In summary, we conclude that Conn. Gen. Stat. § 54-63d does not permit the disclosure of identifying bail commission information to the CCLU researchers, even if they are hired by the bail commission as volunteers to conduct their research. Researchers hired to conduct the Judicial Department's study would only have access to identifying bail commission information if they were conducting the study as bail commission employees. Finally, as to disclosure of non-identifying bail commission information, the chief bail commissioner must follow the written procedures which he has established for the release of such information.

Very truly yours,

RICHARD BLUMENTHAL
ATTORNEY GENERAL

Jane R. Rosenberg
Assistant Attorney General

RB/JRR/jb


1 Bail commission information is specifically excluded from the definition of criminal history record information contained in Conn.
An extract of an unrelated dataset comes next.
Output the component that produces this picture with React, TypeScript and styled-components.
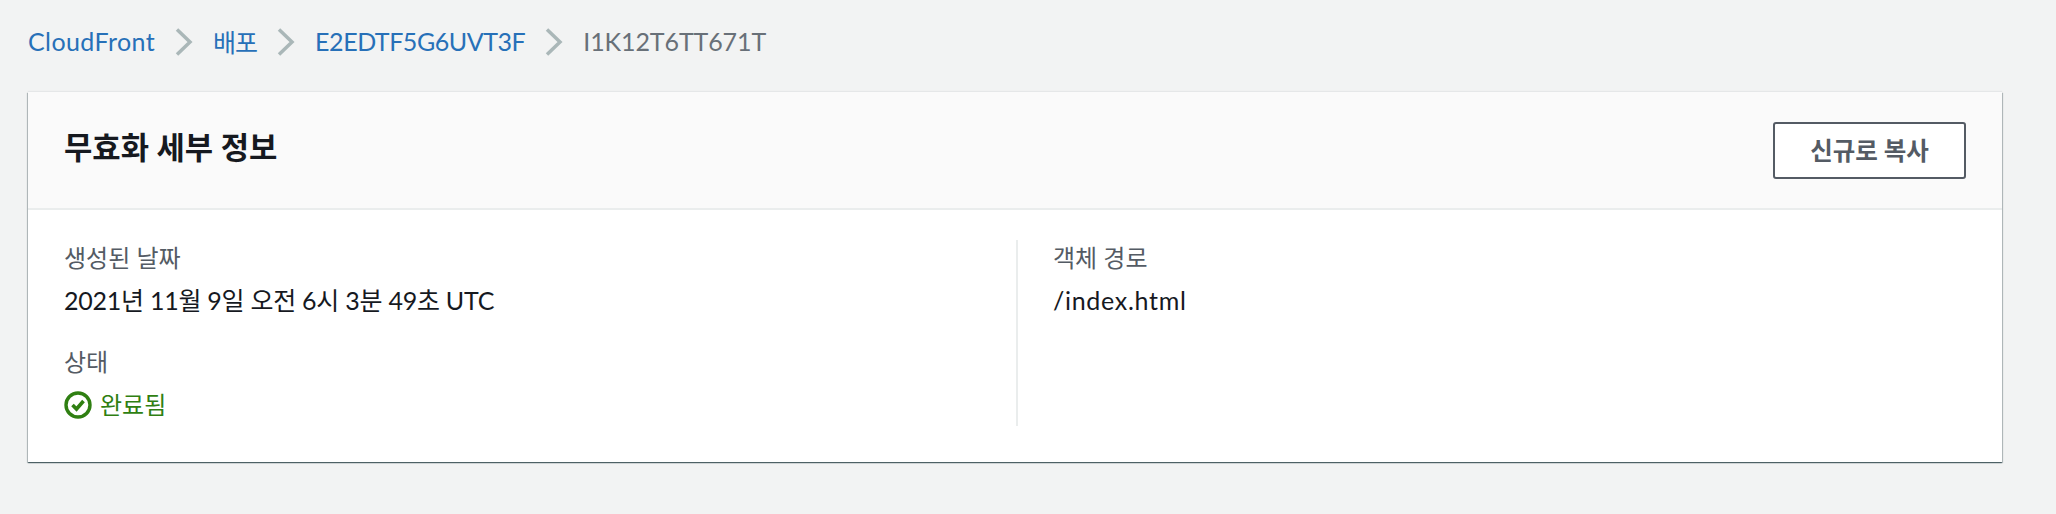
import styled, { createGlobalStyle } from 'styled-components';

const FONT = `Lato, "Noto Sans CJK KR", sans-serif`;

const GlobalStyle = createGlobalStyle`
  html, body {
    margin: 0;
    padding: 0;
    background: #f2f3f3;
  }
  body {
    font-family: ${FONT};
  }
`

const Page = styled.div`
  width: 2056px;
  height: 514px;
  box-sizing: border-box;
  padding: 20px 54px 0 28px;
  overflow: hidden;
`

const Breadcrumbs = styled.nav`
  display: flex;
  align-items: center;
  height: 42px;
  margin-bottom: 30px;
  font-size: 25px;
`

const Crumb = styled.a<{ $current?: boolean; $tracking?: string }>`
  color: ${(p) => (p.$current ? '#687078' : '#2770b8')};
  letter-spacing: ${(p) => p.$tracking || 'normal'};
  white-space: nowrap;
`

const Chevron = styled.svg`
  width: 18px;
  height: 28px;
  margin: 2px 20px 0 20px;
  flex: none;
`

const Card = styled.section`
  background: #fff;
  height: 370px;
  box-shadow: 0 1px 1px 0 rgba(0, 28, 36, 0.5), 1px 1px 1px 0 rgba(0, 28, 36, 0.2), -1px 1px 1px 0 rgba(0, 28, 36, 0.2), 0 -1px 1px 0 rgba(0, 28, 36, 0.05);
`

const CardHeader = styled.header`
  display: flex;
  justify-content: space-between;
  align-items: center;
  height: 118px;
  box-sizing: border-box;
  padding: 0 36px 0 36px;
  background: #fafafa;
  border-bottom: 2px solid #eaeded;
`

const Title = styled.h2`
  margin: 0 0 10px;
  font-size: 30.8px;
  font-weight: 700;
  color: #16191f;
`

const CopyButton = styled.button`
  width: 193px;
  height: 57px;
  box-sizing: border-box;
  background: #fff;
  border: 2px solid #545b64;
  border-radius: 3px;
  color: #545b64;
  font-family: ${FONT};
  font-size: 24.5px;
  font-weight: 700;
  padding: 0 0 2px;
`

const CardBody = styled.div`
  display: grid;
  grid-template-columns: 952px 1fr;
  padding: 30px 36px 0;
`

const Column = styled.div<{ $divided?: boolean }>`
  display: flex;
  flex-direction: column;
  gap: 26px;
  height: 186px;
  ${(p) => p.$divided && `
    border-left: 2px solid #eaeded;
    padding-left: 35px;
  `}
`

const Field = styled.div`
  display: flex;
  flex-direction: column;
  gap: 6px;
`

const Label = styled.div`
  color: #545b64;
  font-size: 24px;
  line-height: 36px;
`

const Value = styled.div<{ $tracking?: string }>`
  color: #16191f;
  font-size: 25px;
  line-height: 36px;
  letter-spacing: ${(p) => p.$tracking || 'normal'};
`

const Status = styled.div`
  display: flex;
  align-items: center;
  gap: 8px;
  margin-top: 1px;
  color: #2f7f12;
  font-size: 24px;
  line-height: 36px;
`

const ChevronIcon = () => (
  <Chevron viewBox="0 0 18 28" fill="none" stroke="#aab7b8" strokeWidth="3.5">
    <path d="M2 1.5l13 12.5L2 26.5" />
  </Chevron>
)

const App = () => {
  return (
    <Page>
      <GlobalStyle />
      <Breadcrumbs>
        <Crumb $tracking="0.4px">CloudFront</Crumb>
        <ChevronIcon />
        <Crumb $tracking="-1px">배포</Crumb>
        <ChevronIcon />
        <Crumb $tracking="-0.45px">E2EDTF5G6UVT3F</Crumb>
        <ChevronIcon />
        <Crumb $current $tracking="-0.1px">I1K12T6TT671T</Crumb>
      </Breadcrumbs>
      <Card>
        <CardHeader>
          <Title>무효화 세부 정보</Title>
          <CopyButton>신규로 복사</CopyButton>
        </CardHeader>
        <CardBody>
          <Column>
            <Field>
              <Label>생성된 날짜</Label>
              <Value $tracking="-0.25px">2021년 11월 9일 오전 6시 3분 49초 UTC</Value>
            </Field>
            <Field>
              <Label>상태</Label>
              <Status>
                <svg width="28" height="28" viewBox="0 0 28 28" fill="none" stroke="#2f7f12" strokeWidth="3.4">
                  <circle cx="14" cy="14" r="12" />
                  <path d="M8.5 14l4 4 7-8" strokeWidth="3.6" />
                </svg>
                완료됨
              </Status>
            </Field>
          </Column>
          <Column $divided>
            <Field>
              <Label>객체 경로</Label>
              <Value $tracking="0.7px">/index.html</Value>
            </Field>
          </Column>
        </CardBody>
      </Card>
    </Page>
  )
}

export default App;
Gen. Stat. § 54-142g. Therefore, the provisions of Conn. Gen. Stat. § 54-142c and §§ 54-142g to 54-142p concerning criminal records do not apply to bail commission information. Likewise, the general disclosure provisions of the state Freedom of Information Act, Conn. Gen. Stat. § 1-18a et seq., do not apply because they are superseded by the more specific provisions of Conn. Gen. Stat. § 54-63d. Conn. Gen. Stat. § 1-19.